» **Directive**
Each line below should be retyped exactly, with no pictures.

» **Supplied material**
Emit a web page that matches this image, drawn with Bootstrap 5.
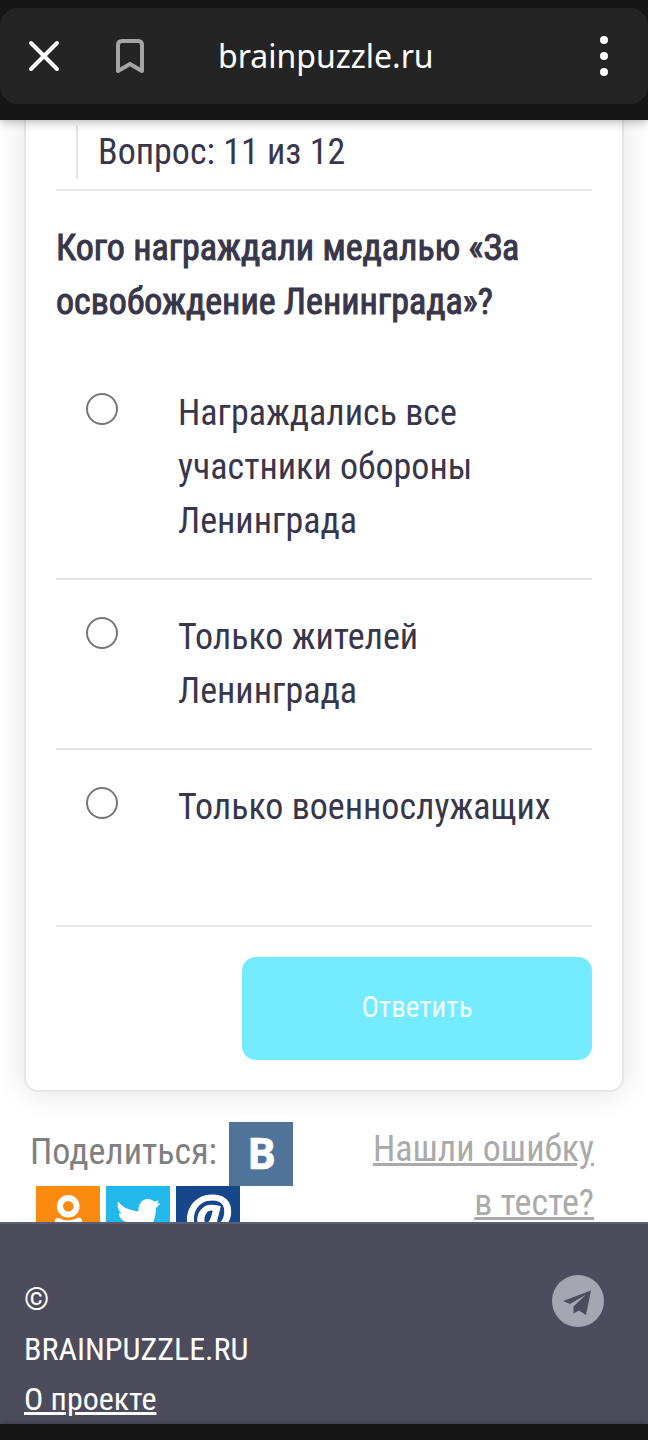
<!DOCTYPE html>
<html lang="ru">
<head>
<meta charset="utf-8">
<meta name="viewport" content="width=device-width, initial-scale=1">
<title>brainpuzzle.ru</title>
<link rel="stylesheet" href="https://cdn.jsdelivr.net/npm/bootstrap@5.3.0/dist/css/bootstrap.min.css">
<style>
  body { font-family: "Roboto Condensed", "Liberation Sans Narrow", Roboto, sans-serif; font-size: 36px; line-height: 54px; color: #38364a; background: #fff; }
  .browser-bar { background: #161616; padding: 8px 0 16px; box-shadow: 0 2px 10px rgba(0,0,0,.3); z-index: 2; }
  .address { background: #242424; border-radius: 18px; height: 96px; padding: 0 24px; color: #fff; }
  .address button { line-height: 1; }
  .host { font: 32px/40px "Noto Sans", sans-serif; }
  .host-slot { padding-left: 70px; }
  .page-view { flex: 1 1 0; min-height: 0; }
  .quiz { margin: 0 24px; padding: 5px 30px 30px; border: 2px solid #e6e6e6; border-top: 0; border-radius: 0 0 14px 14px; box-shadow: 0 0 30px rgba(0,0,0,.12); background: #fff; }
  .counter-row { padding: 0 20px 10px; border-bottom: 2px solid #e6e6e6; }
  .counter { border-left: 2px solid #e6e6e6; padding-left: 20px; }
  .question { font-size: 36px; line-height: 54px; font-weight: 400; -webkit-text-stroke: 1px #38364a; margin: 30px 0 27px; }
  .answer { padding: 30px 0 30px 30px; border-bottom: 2px solid #e6e6e6; gap: 60px; }
  .answers { margin-bottom: 30px; }
  .answer:last-child { padding-bottom: 91px; }
  .answer input { appearance: none; width: 32px; height: 32px; border: 2px solid #767676; border-radius: 50%; margin: 7px 0 0; background: #fff; }
  .answer input:checked { background: #38364a; box-shadow: inset 0 0 0 6px #fff; }
  .send { width: 350px; height: 103px; padding: 0 0 2px; border-radius: 14px; font-size: 29px; color: #f2ffff; background: #74ebff; }
  .share { padding: 30px 54px 0 30px; color: #808080; }
  .share-links { flex: 0 1 274px; }
  .share-links svg, .plane svg { display: block; }
  .share-label { padding: 0 12px 4px 0; }
  .more { gap: 6px; padding-left: 6px; }
  .report { color: #aaa; width: 240px; }
  .site-footer { background: #4c4c5c; border-top: 2px solid #5c5f6e; color: #fff; font-size: 32px; line-height: 50px; padding: 50px 44px 0 24px; }
  .site-footer nav { width: 240px; }
  .system-bar { height: 16px; background: #161616; box-shadow: 0 0 8px rgba(0,0,0,.3); }
</style>
</head>
<body class="d-flex flex-column vh-100 overflow-hidden">
<header class="browser-bar position-relative flex-shrink-0">
  <div class="address d-flex align-items-center">
    <button class="btn p-0 border-0" type="button" aria-label="Закрыть">
      <svg width="40" height="40" viewBox="0 0 40 40" fill="none" stroke="#fff" stroke-width="4" stroke-linecap="round"><path d="M7 7 33 33M33 7 7 33"/></svg>
    </button>
    <button class="btn p-0 border-0 ms-5" type="button" aria-label="В закладки">
      <svg width="36" height="40" viewBox="0 0 36 40" fill="none" stroke="#a5a5a5" stroke-width="4" stroke-linejoin="round"><path d="M6 35V9Q6 5 10 5H26Q30 5 30 9V35L18 28Z"/></svg>
    </button>
    <div class="host-slot flex-grow-1"><span class="host">brainpuzzle.ru</span></div>
    <button class="btn p-0 border-0" type="button" aria-label="Меню">
      <svg width="40" height="40" viewBox="0 0 40 40" fill="#fff"><circle cx="20" cy="4" r="4"/><circle cx="20" cy="20" r="4"/><circle cx="20" cy="36" r="4"/></svg>
    </button>
  </div>
</header>

<main class="page-view overflow-hidden">
  <form class="quiz">
    <div class="counter-row"><div class="counter">Вопрос: 11 из 12</div></div>
    <h1 class="question">Кого награждали медалью «За освобождение Ленинграда»?</h1>
    <div class="answers">
      <div class="answer d-flex align-items-start">
        <input class="flex-shrink-0" type="radio" name="answer" id="a1"><label for="a1">Награждались все участники обороны Ленинграда</label>
      </div>
      <div class="answer d-flex align-items-start">
        <input class="flex-shrink-0" type="radio" name="answer" id="a2"><label for="a2">Только жителей Ленинграда</label>
      </div>
      <div class="answer d-flex align-items-start">
        <input class="flex-shrink-0" type="radio" name="answer" id="a3"><label for="a3">Только военнослужащих</label>
      </div>
    </div>
    <div class="d-flex justify-content-end"><button class="btn border-0 send" type="submit">Ответить</button></div>
  </form>
  <div class="share d-flex justify-content-between align-items-start">
    <div class="share-links">
      <div class="d-flex align-items-center"><span class="share-label">Поделиться:</span>
        <a href="#" aria-label="ВКонтакте"><svg width="64" height="64" viewBox="0 0 64 64"><path fill="#50739a" d="M0 0h64v64H0z"/><text x="18" y="47" fill="#fff" stroke="#fff" stroke-width=".5" font-family="Open Sans, sans-serif" font-weight="700" font-size="43">В</text></svg></a>
      </div>
      <div class="more d-flex">
        <a href="#" aria-label="Одноклассники"><svg width="64" height="64" viewBox="0 0 64 64"><path fill="#fb8a10" d="M0 0h64v64H0z"/><g fill="none" stroke="#fff" stroke-width="6" stroke-linecap="round"><circle cx="32.300" cy="20.300" r="8.300"/><path d="M22 34.800Q32 40 43 34.800M32 41 22 52M32 41 42 52"/></g></svg></a>
        <a href="#" aria-label="Twitter"><svg width="64" height="64" viewBox="0 0 64 64"><path fill="#22b8ec" d="M0 0h64v64H0z"/><path fill="#fff" d="M12 15.500C17 22 24 24 32.500 25.500 32 18 36 13 42 13 44.500 13 46.500 14 48 15.500L53 14.500 51 17.500 54.500 17.500 50 22C50 38 41 50 26 50 20 50 15 48 12 46 18 46 22 44 24 42 20 41 17 39 16 36H20C15 34 13 31 13 27L16 28C12 25 11 20 12 15.500Z"/></svg></a>
        <a href="#" aria-label="Mail.ru"><svg width="64" height="64" viewBox="0 0 64 64"><path fill="#16478a" d="M0 0h64v64H0z"/><text x="32" y="48" text-anchor="middle" fill="#fff" stroke="#fff" font-family="Open Sans, sans-serif" font-style="italic" font-weight="700" font-size="54">@</text></svg></a>
      </div>
    </div>
    <a class="report text-end" href="#">Нашли ошибку в тесте?</a>
  </div>
</main>

<footer class="site-footer flex-shrink-0 d-flex justify-content-between align-items-start">
  <nav>
    <div>© BRAINPUZZLE.RU</div>
    <a class="text-white" href="#">О проекте</a>
  </nav>
  <a class="plane" href="#" aria-label="Telegram"><svg width="52" height="54" viewBox="0 0 52 54"><circle cx="26" cy="27" r="26" fill="#a6a6b2"/><path fill="#4c4c5c" d="M11 27 39 16.500 34 41 27 36.500 21.500 39.500 21.500 32.500 34 20.500 18 30Z"/></svg></a>
</footer>
<div class="system-bar flex-shrink-0"></div>
<script src="https://cdn.jsdelivr.net/npm/bootstrap@5.3.0/dist/js/bootstrap.bundle.min.js"></script>
</body>
</html>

» **Correct output**
Emit a web page that matches this image, drawn with Bootstrap 5.
<!DOCTYPE html>
<html lang="ru">
<head>
<meta charset="utf-8">
<meta name="viewport" content="width=device-width, initial-scale=1">
<title>brainpuzzle.ru</title>
<link rel="stylesheet" href="https://cdn.jsdelivr.net/npm/bootstrap@5.3.0/dist/css/bootstrap.min.css">
<style>
  body { font-family: "Roboto Condensed", "Liberation Sans Narrow", Roboto, sans-serif; font-size: 36px; line-height: 54px; color: #38364a; background: #fff; }
  .browser-bar { background: #161616; padding: 8px 0 16px; box-shadow: 0 2px 10px rgba(0,0,0,.3); z-index: 2; }
  .address { background: #242424; border-radius: 18px; height: 96px; padding: 0 24px; color: #fff; }
  .address button { line-height: 1; }
  .host { font: 32px/40px "Noto Sans", sans-serif; }
  .host-slot { padding-left: 70px; }
  .page-view { flex: 1 1 0; min-height: 0; }
  .quiz { margin: 0 24px; padding: 5px 30px 30px; border: 2px solid #e6e6e6; border-top: 0; border-radius: 0 0 14px 14px; box-shadow: 0 0 30px rgba(0,0,0,.12); background: #fff; }
  .counter-row { padding: 0 20px 10px; border-bottom: 2px solid #e6e6e6; }
  .counter { border-left: 2px solid #e6e6e6; padding-left: 20px; }
  .question { font-size: 36px; line-height: 54px; font-weight: 400; -webkit-text-stroke: 1px #38364a; margin: 30px 0 27px; }
  .answer { padding: 30px 0 30px 30px; border-bottom: 2px solid #e6e6e6; gap: 60px; }
  .answers { margin-bottom: 30px; }
  .answer:last-child { padding-bottom: 91px; }
  .answer input { appearance: none; width: 32px; height: 32px; border: 2px solid #767676; border-radius: 50%; margin: 7px 0 0; background: #fff; }
  .answer input:checked { background: #38364a; box-shadow: inset 0 0 0 6px #fff; }
  .send { width: 350px; height: 103px; padding: 0 0 2px; border-radius: 14px; font-size: 29px; color: #f2ffff; background: #74ebff; }
  .share { padding: 30px 54px 0 30px; color: #808080; }
  .share-links { flex: 0 1 274px; }
  .share-links svg, .plane svg { display: block; }
  .share-label { padding: 0 12px 4px 0; }
  .more { gap: 6px; padding-left: 6px; }
  .report { color: #aaa; width: 240px; }
  .site-footer { background: #4c4c5c; border-top: 2px solid #5c5f6e; color: #fff; font-size: 32px; line-height: 50px; padding: 50px 44px 0 24px; }
  .site-footer nav { width: 240px; }
  .system-bar { height: 16px; background: #161616; box-shadow: 0 0 8px rgba(0,0,0,.3); }
</style>
</head>
<body class="d-flex flex-column vh-100 overflow-hidden">
<header class="browser-bar position-relative flex-shrink-0">
  <div class="address d-flex align-items-center">
    <button class="btn p-0 border-0" type="button" aria-label="Закрыть">
      <svg width="40" height="40" viewBox="0 0 40 40" fill="none" stroke="#fff" stroke-width="4" stroke-linecap="round"><path d="M7 7 33 33M33 7 7 33"/></svg>
    </button>
    <button class="btn p-0 border-0 ms-5" type="button" aria-label="В закладки">
      <svg width="36" height="40" viewBox="0 0 36 40" fill="none" stroke="#a5a5a5" stroke-width="4" stroke-linejoin="round"><path d="M6 35V9Q6 5 10 5H26Q30 5 30 9V35L18 28Z"/></svg>
    </button>
    <div class="host-slot flex-grow-1"><span class="host">brainpuzzle.ru</span></div>
    <button class="btn p-0 border-0" type="button" aria-label="Меню">
      <svg width="40" height="40" viewBox="0 0 40 40" fill="#fff"><circle cx="20" cy="4" r="4"/><circle cx="20" cy="20" r="4"/><circle cx="20" cy="36" r="4"/></svg>
    </button>
  </div>
</header>

<main class="page-view overflow-hidden">
  <form class="quiz">
    <div class="counter-row"><div class="counter">Вопрос: 11 из 12</div></div>
    <h1 class="question">Кого награждали медалью «За освобождение Ленинграда»?</h1>
    <div class="answers">
      <div class="answer d-flex align-items-start">
        <input class="flex-shrink-0" type="radio" name="answer" id="a1"><label for="a1">Награждались все участники обороны Ленинграда</label>
      </div>
      <div class="answer d-flex align-items-start">
        <input class="flex-shrink-0" type="radio" name="answer" id="a2"><label for="a2">Только жителей Ленинграда</label>
      </div>
      <div class="answer d-flex align-items-start">
        <input class="flex-shrink-0" type="radio" name="answer" id="a3"><label for="a3">Только военнослужащих</label>
      </div>
    </div>
    <div class="d-flex justify-content-end"><button class="btn border-0 send" type="submit">Ответить</button></div>
  </form>
  <div class="share d-flex justify-content-between align-items-start">
    <div class="share-links">
      <div class="d-flex align-items-center"><span class="share-label">Поделиться:</span>
        <a href="#" aria-label="ВКонтакте"><svg width="64" height="64" viewBox="0 0 64 64"><path fill="#50739a" d="M0 0h64v64H0z"/><text x="18" y="47" fill="#fff" stroke="#fff" stroke-width=".5" font-family="Open Sans, sans-serif" font-weight="700" font-size="43">В</text></svg></a>
      </div>
      <div class="more d-flex">
        <a href="#" aria-label="Одноклассники"><svg width="64" height="64" viewBox="0 0 64 64"><path fill="#fb8a10" d="M0 0h64v64H0z"/><g fill="none" stroke="#fff" stroke-width="6" stroke-linecap="round"><circle cx="32.300" cy="20.300" r="8.300"/><path d="M22 34.800Q32 40 43 34.800M32 41 22 52M32 41 42 52"/></g></svg></a>
        <a href="#" aria-label="Twitter"><svg width="64" height="64" viewBox="0 0 64 64"><path fill="#22b8ec" d="M0 0h64v64H0z"/><path fill="#fff" d="M12 15.500C17 22 24 24 32.500 25.500 32 18 36 13 42 13 44.500 13 46.500 14 48 15.500L53 14.500 51 17.500 54.500 17.500 50 22C50 38 41 50 26 50 20 50 15 48 12 46 18 46 22 44 24 42 20 41 17 39 16 36H20C15 34 13 31 13 27L16 28C12 25 11 20 12 15.500Z"/></svg></a>
        <a href="#" aria-label="Mail.ru"><svg width="64" height="64" viewBox="0 0 64 64"><path fill="#16478a" d="M0 0h64v64H0z"/><text x="32" y="48" text-anchor="middle" fill="#fff" stroke="#fff" font-family="Open Sans, sans-serif" font-style="italic" font-weight="700" font-size="54">@</text></svg></a>
      </div>
    </div>
    <a class="report text-end" href="#">Нашли ошибку в тесте?</a>
  </div>
</main>

<footer class="site-footer flex-shrink-0 d-flex justify-content-between align-items-start">
  <nav>
    <div>© BRAINPUZZLE.RU</div>
    <a class="text-white" href="#">О проекте</a>
  </nav>
  <a class="plane" href="#" aria-label="Telegram"><svg width="52" height="54" viewBox="0 0 52 54"><circle cx="26" cy="27" r="26" fill="#a6a6b2"/><path fill="#4c4c5c" d="M11 27 39 16.500 34 41 27 36.500 21.500 39.500 21.500 32.500 34 20.500 18 30Z"/></svg></a>
</footer>
<div class="system-bar flex-shrink-0"></div>
<script src="https://cdn.jsdelivr.net/npm/bootstrap@5.3.0/dist/js/bootstrap.bundle.min.js"></script>
</body>
</html>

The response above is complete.